Tuesday 26 February 2013

Pareidolia

File:Martian face viking.jpg
The Face of Mars
Its often struck me that what we view in nature can rendered illusory. The the term 'Pareidolia', from the Greek; para. meaning something faulty and wrong, and the noun eidōlon, meaning image, form or shape, gives a historical definition to visual literacy .
I was at a symposium on the Namatjira hertage at Hermansberg/ Ntaria. One of the speakers talked of seeing things in the landscape like faces in profile, animals, etc and also in the paintings of indigenous watercolour painting. He touched on pareidolia to explain if this was the case for indigenous painters. Did they see ancestors and dreaming figures in the landscape? I hadn't known of this term to describe frequent visual phenomena. Of course viewing clouds has always been subject to bouts of pareidolia.

From Wiktionary.
"The Face on Mars” was one of the most striking and remarkable images taken during the Viking missions to the red planet. Unmistakably resembling a human face, the image caused many to hypothesize that it was the work of an extraterrestrial civilization. Later images revealed that it was a mundane feature rendered face-like by the angle of the Sun.

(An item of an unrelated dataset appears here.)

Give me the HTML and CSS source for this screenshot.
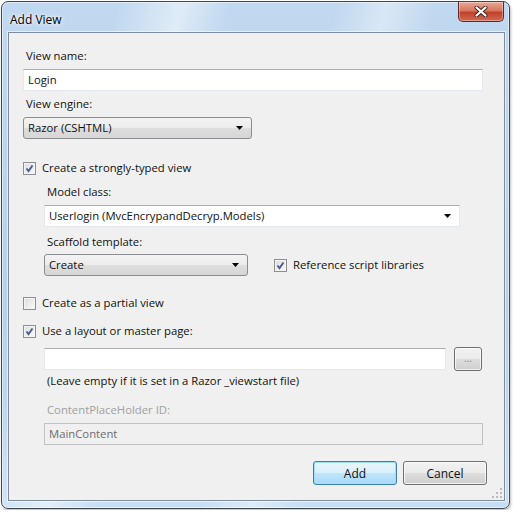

From http://www.livescience.com/25448-pareidolia.html
Pareidolia
Pareidolia is a type of apophenia, which is a more generalized term for seeing patterns in random data. Some common examples are seeing a likeness of Jesus in the clouds or an image of a man on the surface of the moon.
Famous examples of pareidolia
A prime example of pareidolia and its connection to religious images is the Shroud of Turin, a cloth bearing the image of a man — which some believe to be Jesus — who appears to have suffered trauma consistent with crucifixion. The negative image was first observed in 1898, on the reverse photographic plate of amateur photographer Secondo Pia, who was allowed to photograph it while it was being exhibited in the Turin Cathedral. Some visitors to St. Mary's in Rathkaele, Ireland, say a tree stump outside of the church bears a silhouette of the Virgin Mary. Damage to the Pedra da Gávea, an enormous rock outside Rio de Janeiro, Brazil, created an impression that many interpret as a human face.